What is the price of experience? do men buy it for a song?
Or wisdom for a dance in the street? No, it is bought with the price
Of all that a man hath, his house, his wife, his children.
Wisdom is sold in the desolate market where none come to buy
And in the wither’d field where the farmer plows for bread in vain. . . .
It is an easy thing to talk of patience to the afflicted,
To speak the laws of prudence to the houseless wanderer . . .
It is an easy thing to rejoice in the tents of prosperity:
Thus could I sing & thus rejoice: but it is not so with me.
[From the Song of Enion in “Vala, Night the Second,” by William Blake]
There is an accurate and depressing blog by a colleague on Patheos titled “How The American University was Killed, in Five Easy Steps.” It can be found at http://junctrebellion.wordpress.com/2012/08/12/how-the-american-university-was-killed-in-five-easy-steps.
His point is that the 1%, the only class in America that can create, implement, and finance long-term plans, decided back in the 1960s to eliminate the kinds of people (intellectuals) who could oppose their stupidity and greed. They are people who fit into Stage One in Scott Peck’s scheme of moral development. Stage One is Infantile; an adult in that stage is a criminal.
The five steps are:
1. defund public higher education. (State and community colleges were free back in the 1960s.)
2. deprofessionalize and impoverish the professors and continue to create a surplus of underemployed and unemployed Ph.D.s. (75% of American college teachers are adjuncts, with no job security or benefits, living on the edge of poverty; 57% even at Harvard)
3. move in a managerial/administrative class who take over governance of the university (beancounters with neither education nor love of it)
4. move in corporate culture and corporate money (this is why college professors now get fired for proving, for example, that GMOs are poisonous)
5. destroy the students: (a) dumb down and destroy the quality of the education so that no one on campus is really learning to think, (b) make college so insanely unaffordable that only the wealthiest students can afford to go to the school debt free.
It’s understandable why he writes his blog under a pseudonym. It’s risky enough for me to talk about all this even in generalities.
As I’ve written before, my Awakening at age 14 saddled me with an obligation to seek out “Truth” for myself about all things, not about merely one narrow academic specialty. My getting a Ph.D. was part of that path; I wanted that advanced training in order to be a better writer. I had no illusions (at least most of the time) that a Ph.D. would get me a secure and well-paying academic post; that was one of the rare instances in which I foresaw the future accurately.I became a Doctor of Philosophy on October 22, 1980, exactly on my fortieth birthday. The degree was conferred on me by the Franciscan School of Theology, which had been founded by Fr. Junipero Serra in 1776 in Santa Barbara. As a Doctor of Philosophy, do I have a mandate to doctor philosophy? To heal philosophy? To work toward restoring the love of wisdom? For most Ph.D.s, the title is an empty formality inherited from the “Dark Ages.” Few have ever taken even a single philosophy course. But my program was all about philosophy, religious history, creativity. Should I feel that, in knowingly accepting that degree, I also accepted an obligation to carry out its mandate, one going back to that godstruck medieval hippie?

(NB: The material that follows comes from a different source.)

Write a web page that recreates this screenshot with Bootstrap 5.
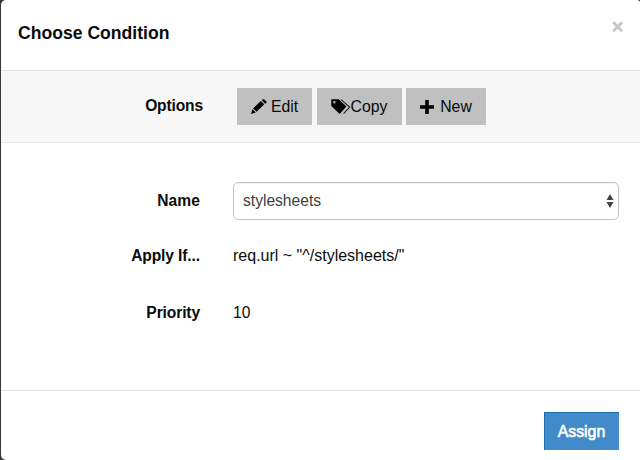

The Franciscans were the good guys and scholars of their time. It is only because of their compassion that any of the native peoples of California survived at all. Working on hagiology back in the 1960s, I wondered about the nonobvious names they chose for places in California (and some in the Southwest). Finally I realized those names commemorate the great mystics, scholars, and Doctors of the church: St. Augustine. San Tomas Aquinas. San Juan de la Cruz. St.BonaVentura. I wondered why they left out Teresa of Avila—but she hadn’t been canonized yet.
At the end of his blog, my colleague asks whether it is still possible to rescue higher education in America. I think there are some possibilities, but they amount to starting over. Consider Oxford, the oldest and still the best of all universities. I know about Oxford because my GTU doctoral program followed the Oxford model and because of conversions with an author who was a Fellow of an Oxfordcollege.
Oxford is made up of 38 colleges and five “halls,” each being autonomous, self-governing, and collegial; that is, the faculty members are not employees—they own the college and they elect the few administrators they need from their own ranks. To be elected as a Fellow is to be accepted as a partner in the enterprise. In Italy at least one university (I think Bologna) was owned by the students, who hired the teachers. Perhaps there are still some colleges in America organized like that; I haven’t looked.
Perhaps a collective of generalists, people who really are doctors of philosophy, each one being well-informed in all major areas of human knowledge, could form a nonprofit corporation and recruit students who genuinely want a real education, not job training. They would not need buildings, textbooks, tests, homework, or grades. It could be financially feasible for a great deal less than most institutions of “higher” education In America are charging right now, especially since there would be no paid administrators, though perhaps a General Factotum for coordination and continuity.
I promise to think more about all this. I would appreciate feedback and ideas. So would my colleague.